** start SOURCE MATERIAL **

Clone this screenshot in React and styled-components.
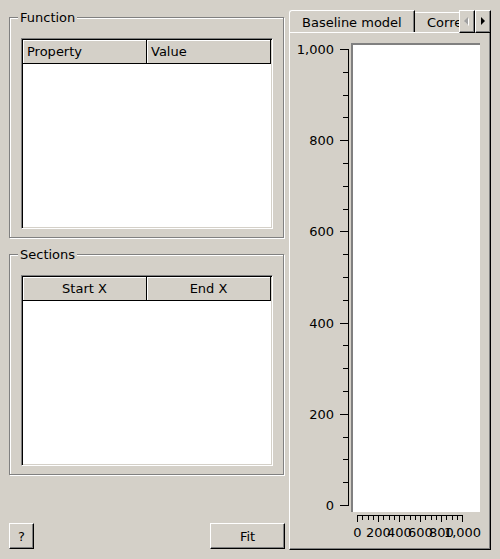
import React from 'react';
import styled, { createGlobalStyle } from 'styled-components';

const GlobalStyle = createGlobalStyle`
  html, body {
    margin: 0;
    padding: 0;
    background: #d4d0c8;
  }
  body {
    font-family: "DejaVu Sans", "Liberation Sans", sans-serif;
    font-size: 13px;
    color: #000;
  }
`;

const Window = styled.div`
  width: 500px;
  height: 559px;
  box-sizing: border-box;
  padding: 10px 9px 0 9px;
  display: flex;
  align-items: flex-start;
  gap: 4px;
  background: #d4d0c8;
`;

const LeftColumn = styled.div`
  width: 276px;
  height: 539px;
  box-sizing: border-box;
  padding-top: 7px;
  display: flex;
  flex-direction: column;
`;

const GroupBox = styled.div`
  position: relative;
  width: 275px;
  height: 221px;
  box-sizing: border-box;
  border: 1px solid #808080;
  box-shadow: inset 1px 1px 0 #fff, 1px 1px 0 #fff;
  padding: 20px 10px 8px 11px;
  display: flex;
  margin-bottom: ${(p) => p.$gap || 0}px;
`;

const GroupTitle = styled.span`
  position: absolute;
  top: -8px;
  left: 8px;
  padding: 0 2px;
  line-height: 15px;
  background: #d4d0c8;
`;

const Table = styled.div`
  flex: 1;
  box-sizing: border-box;
  border: 1px solid;
  border-color: #808080 #fff #fff #808080;
  box-shadow: inset 1px 1px 0 #000, inset -1px -1px 0 #d4d0c8;
  background: #fff;
  padding: 1px;
  display: flex;
  flex-direction: column;
`;

const HeaderRow = styled.div`
  display: flex;
  height: 24px;
`;

const HeaderCell = styled.div`
  flex: 1;
  box-sizing: border-box;
  background: #d4d0c8;
  border-right: 1px solid #000;
  border-bottom: 1px solid #000;
  box-shadow: inset 1px 1px 0 #fff;
  display: flex;
  align-items: center;
  justify-content: ${(p) => (p.$center ? 'center' : 'flex-start')};
  padding-left: ${(p) => (p.$center ? 0 : 4)}px;
  white-space: nowrap;
`;

const ButtonRow = styled.div`
  margin-top: auto;
  display: flex;
  justify-content: space-between;
`;

const PushButton = styled.button`
  width: ${(p) => p.$w}px;
  height: 26px;
  box-sizing: border-box;
  margin: 0;
  padding: 0;
  font: inherit;
  color: #000;
  background: #d4d0c8;
  border: 1px solid;
  border-color: #fff #000 #000 #fff;
  box-shadow: inset -1px -1px 0 #808080;
`;

const RightColumn = styled.div`
  width: 202px;
  height: 540px;
  display: flex;
  flex-direction: column;
`;

const TabBar = styled.div`
  display: flex;
  height: 22px;
`;

const TabStrip = styled.div`
  flex: 1;
  display: flex;
  align-items: flex-start;
  overflow: hidden;
`;

const Tab = styled.div`
  position: relative;
  z-index: 1;
  flex-shrink: 0;
  box-sizing: border-box;
  width: ${(p) => p.$w}px;
  height: ${(p) => (p.$active ? 23 : 20)}px;
  margin-top: ${(p) => (p.$active ? 0 : 2)}px;
  padding-left: 12px;
  display: flex;
  align-items: center;
  white-space: nowrap;
  background: #d4d0c8;
  border-top: 1px solid #fff;
  border-left: ${(p) => (p.$active ? '1px solid #fff' : 'none')};
  border-right: 1px solid #000;
  border-top-left-radius: ${(p) => (p.$active ? 3 : 0)}px;
  box-shadow: inset -1px 0 0 #808080;
`;

const ScrollButton = styled.div`
  width: 16px;
  height: 23px;
  box-sizing: border-box;
  position: relative;
  z-index: 2;
  background: #d4d0c8;
  border: 1px solid;
  border-color: #fff #000 #000 #fff;
  box-shadow: inset -1px -1px 0 #808080;
  display: flex;
  align-items: center;
  justify-content: center;
`;

const Pane = styled.div`
  flex: 1;
  box-sizing: border-box;
  border: 1px solid;
  border-color: #fff #000 #000 #fff;
  box-shadow: inset -1px -1px 0 #808080;
  background: #d4d0c8;
`;

const Arrow = ({ dir, disabled }) => (
  <svg width="6" height="9" viewBox="0 0 6 9">
    {dir === 'left' ? (
      <>
        {disabled && <polygon points="5,1 5,9 1,5" fill="#fff" />}
        <polygon points="4,0 4,8 0,4" fill={disabled ? '#a0a0a0' : '#000'} />
      </>
    ) : (
      <polygon points="1,0 1,8 5,4" fill="#000" />
    )}
  </svg>
);

const yPos = (v) => 472 - v * 0.456;
const xPos = (v) => 67 + v * 0.105;

function Chart() {
  const yTicks = [];
  for (let v = 0; v <= 1000; v += 50) {
    const major = v % 200 === 0;
    const y = Math.round(yPos(v)) + 0.5;
    yTicks.push(<line key={'y' + v} x1={major ? 50 : 53} x2={58} y1={y} y2={y} stroke="#000" />);
  }
  const xTicks = [];
  for (let v = 0; v <= 1000; v += 50) {
    const major = v % 200 === 0;
    const x = Math.round(xPos(v)) + 0.5;
    xTicks.push(<line key={'x' + v} x1={x} x2={x} y1={482} y2={major ? 489 : 487} stroke="#000" />);
  }
  const labels = [0, 200, 400, 600, 800, 1000];
  const fmt = (v) => v.toLocaleString('en-US');
  return (
    <svg width="198" height="514" style={{ display: 'block' }} fontFamily="DejaVu Sans, sans-serif" fontSize="13">
      <rect x="61" y="10" width="129" height="469" fill="#fff" />
      <rect x="61" y="10" width="2" height="469" fill="#808080" />
      <rect x="61" y="10" width="129" height="2" fill="#808080" />
      <line x1="58.5" x2="58.5" y1={Math.round(yPos(1000))} y2={Math.round(yPos(0)) + 1} stroke="#000" />
      {yTicks}
      {labels.map((v) => (
        <text key={'yl' + v} x="44" y={Math.round(yPos(v)) + 0.5} textAnchor="end" dominantBaseline="central">
          {fmt(v)}
        </text>
      ))}
      <line x1={xPos(0)} x2={xPos(1000) + 1} y1="482.5" y2="482.5" stroke="#000" />
      {xTicks}
      {labels.map((v) => (
        <text key={'xl' + v} x={Math.round(xPos(v)) + 0.5} y="504" textAnchor="middle">
          {fmt(v)}
        </text>
      ))}
    </svg>
  );
}

function DataTable({ columns, center }) {
  return (
    <Table>
      <HeaderRow>
        {columns.map((c) => (
          <HeaderCell key={c} $center={center}>{c}</HeaderCell>
        ))}
      </HeaderRow>
    </Table>
  );
}

export default function App() {
  return (
    <>
      <GlobalStyle />
      <Window>
        <LeftColumn>
          <GroupBox $gap={16}>
            <GroupTitle>Function</GroupTitle>
            <DataTable columns={['Property', 'Value']} />
          </GroupBox>
          <GroupBox>
            <GroupTitle>Sections</GroupTitle>
            <DataTable columns={['Start X', 'End X']} center />
          </GroupBox>
          <ButtonRow>
            <PushButton $w={25}>?</PushButton>
            <PushButton $w={75}>Fit</PushButton>
          </ButtonRow>
        </LeftColumn>
        <RightColumn>
          <TabBar>
            <TabStrip>
              <Tab $active $w={126}>Baseline model</Tab>
              <Tab $w={110}>Correction</Tab>
            </TabStrip>
            <ScrollButton>
              <Arrow dir="left" disabled />
            </ScrollButton>
            <ScrollButton>
              <Arrow dir="right" />
            </ScrollButton>
          </TabBar>
          <Pane>
            <Chart />
          </Pane>
        </RightColumn>
      </Window>
    </>
  );
}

** end SOURCE MATERIAL **

▶ [PROBLEM STATEMENT]
Go through the material above and print all of it exactly, except the pictures.

▶ [WRITTEN ANSWER]
Clone this screenshot in React and styled-components.
import React from 'react';
import styled, { createGlobalStyle } from 'styled-components';

const GlobalStyle = createGlobalStyle`
  html, body {
    margin: 0;
    padding: 0;
    background: #d4d0c8;
  }
  body {
    font-family: "DejaVu Sans", "Liberation Sans", sans-serif;
    font-size: 13px;
    color: #000;
  }
`;

const Window = styled.div`
  width: 500px;
  height: 559px;
  box-sizing: border-box;
  padding: 10px 9px 0 9px;
  display: flex;
  align-items: flex-start;
  gap: 4px;
  background: #d4d0c8;
`;

const LeftColumn = styled.div`
  width: 276px;
  height: 539px;
  box-sizing: border-box;
  padding-top: 7px;
  display: flex;
  flex-direction: column;
`;

const GroupBox = styled.div`
  position: relative;
  width: 275px;
  height: 221px;
  box-sizing: border-box;
  border: 1px solid #808080;
  box-shadow: inset 1px 1px 0 #fff, 1px 1px 0 #fff;
  padding: 20px 10px 8px 11px;
  display: flex;
  margin-bottom: ${(p) => p.$gap || 0}px;
`;

const GroupTitle = styled.span`
  position: absolute;
  top: -8px;
  left: 8px;
  padding: 0 2px;
  line-height: 15px;
  background: #d4d0c8;
`;

const Table = styled.div`
  flex: 1;
  box-sizing: border-box;
  border: 1px solid;
  border-color: #808080 #fff #fff #808080;
  box-shadow: inset 1px 1px 0 #000, inset -1px -1px 0 #d4d0c8;
  background: #fff;
  padding: 1px;
  display: flex;
  flex-direction: column;
`;

const HeaderRow = styled.div`
  display: flex;
  height: 24px;
`;

const HeaderCell = styled.div`
  flex: 1;
  box-sizing: border-box;
  background: #d4d0c8;
  border-right: 1px solid #000;
  border-bottom: 1px solid #000;
  box-shadow: inset 1px 1px 0 #fff;
  display: flex;
  align-items: center;
  justify-content: ${(p) => (p.$center ? 'center' : 'flex-start')};
  padding-left: ${(p) => (p.$center ? 0 : 4)}px;
  white-space: nowrap;
`;

const ButtonRow = styled.div`
  margin-top: auto;
  display: flex;
  justify-content: space-between;
`;

const PushButton = styled.button`
  width: ${(p) => p.$w}px;
  height: 26px;
  box-sizing: border-box;
  margin: 0;
  padding: 0;
  font: inherit;
  color: #000;
  background: #d4d0c8;
  border: 1px solid;
  border-color: #fff #000 #000 #fff;
  box-shadow: inset -1px -1px 0 #808080;
`;

const RightColumn = styled.div`
  width: 202px;
  height: 540px;
  display: flex;
  flex-direction: column;
`;

const TabBar = styled.div`
  display: flex;
  height: 22px;
`;

const TabStrip = styled.div`
  flex: 1;
  display: flex;
  align-items: flex-start;
  overflow: hidden;
`;

const Tab = styled.div`
  position: relative;
  z-index: 1;
  flex-shrink: 0;
  box-sizing: border-box;
  width: ${(p) => p.$w}px;
  height: ${(p) => (p.$active ? 23 : 20)}px;
  margin-top: ${(p) => (p.$active ? 0 : 2)}px;
  padding-left: 12px;
  display: flex;
  align-items: center;
  white-space: nowrap;
  background: #d4d0c8;
  border-top: 1px solid #fff;
  border-left: ${(p) => (p.$active ? '1px solid #fff' : 'none')};
  border-right: 1px solid #000;
  border-top-left-radius: ${(p) => (p.$active ? 3 : 0)}px;
  box-shadow: inset -1px 0 0 #808080;
`;

const ScrollButton = styled.div`
  width: 16px;
  height: 23px;
  box-sizing: border-box;
  position: relative;
  z-index: 2;
  background: #d4d0c8;
  border: 1px solid;
  border-color: #fff #000 #000 #fff;
  box-shadow: inset -1px -1px 0 #808080;
  display: flex;
  align-items: center;
  justify-content: center;
`;

const Pane = styled.div`
  flex: 1;
  box-sizing: border-box;
  border: 1px solid;
  border-color: #fff #000 #000 #fff;
  box-shadow: inset -1px -1px 0 #808080;
  background: #d4d0c8;
`;

const Arrow = ({ dir, disabled }) => (
  <svg width="6" height="9" viewBox="0 0 6 9">
    {dir === 'left' ? (
      <>
        {disabled && <polygon points="5,1 5,9 1,5" fill="#fff" />}
        <polygon points="4,0 4,8 0,4" fill={disabled ? '#a0a0a0' : '#000'} />
      </>
    ) : (
      <polygon points="1,0 1,8 5,4" fill="#000" />
    )}
  </svg>
);

const yPos = (v) => 472 - v * 0.456;
const xPos = (v) => 67 + v * 0.105;

function Chart() {
  const yTicks = [];
  for (let v = 0; v <= 1000; v += 50) {
    const major = v % 200 === 0;
    const y = Math.round(yPos(v)) + 0.5;
    yTicks.push(<line key={'y' + v} x1={major ? 50 : 53} x2={58} y1={y} y2={y} stroke="#000" />);
  }
  const xTicks = [];
  for (let v = 0; v <= 1000; v += 50) {
    const major = v % 200 === 0;
    const x = Math.round(xPos(v)) + 0.5;
    xTicks.push(<line key={'x' + v} x1={x} x2={x} y1={482} y2={major ? 489 : 487} stroke="#000" />);
  }
  const labels = [0, 200, 400, 600, 800, 1000];
  const fmt = (v) => v.toLocaleString('en-US');
  return (
    <svg width="198" height="514" style={{ display: 'block' }} fontFamily="DejaVu Sans, sans-serif" fontSize="13">
      <rect x="61" y="10" width="129" height="469" fill="#fff" />
      <rect x="61" y="10" width="2" height="469" fill="#808080" />
      <rect x="61" y="10" width="129" height="2" fill="#808080" />
      <line x1="58.5" x2="58.5" y1={Math.round(yPos(1000))} y2={Math.round(yPos(0)) + 1} stroke="#000" />
      {yTicks}
      {labels.map((v) => (
        <text key={'yl' + v} x="44" y={Math.round(yPos(v)) + 0.5} textAnchor="end" dominantBaseline="central">
          {fmt(v)}
        </text>
      ))}
      <line x1={xPos(0)} x2={xPos(1000) + 1} y1="482.5" y2="482.5" stroke="#000" />
      {xTicks}
      {labels.map((v) => (
        <text key={'xl' + v} x={Math.round(xPos(v)) + 0.5} y="504" textAnchor="middle">
          {fmt(v)}
        </text>
      ))}
    </svg>
  );
}

function DataTable({ columns, center }) {
  return (
    <Table>
      <HeaderRow>
        {columns.map((c) => (
          <HeaderCell key={c} $center={center}>{c}</HeaderCell>
        ))}
      </HeaderRow>
    </Table>
  );
}

export default function App() {
  return (
    <>
      <GlobalStyle />
      <Window>
        <LeftColumn>
          <GroupBox $gap={16}>
            <GroupTitle>Function</GroupTitle>
            <DataTable columns={['Property', 'Value']} />
          </GroupBox>
          <GroupBox>
            <GroupTitle>Sections</GroupTitle>
            <DataTable columns={['Start X', 'End X']} center />
          </GroupBox>
          <ButtonRow>
            <PushButton $w={25}>?</PushButton>
            <PushButton $w={75}>Fit</PushButton>
          </ButtonRow>
        </LeftColumn>
        <RightColumn>
          <TabBar>
            <TabStrip>
              <Tab $active $w={126}>Baseline model</Tab>
              <Tab $w={110}>Correction</Tab>
            </TabStrip>
            <ScrollButton>
              <Arrow dir="left" disabled />
            </ScrollButton>
            <ScrollButton>
              <Arrow dir="right" />
            </ScrollButton>
          </TabBar>
          <Pane>
            <Chart />
          </Pane>
        </RightColumn>
      </Window>
    </>
  );
}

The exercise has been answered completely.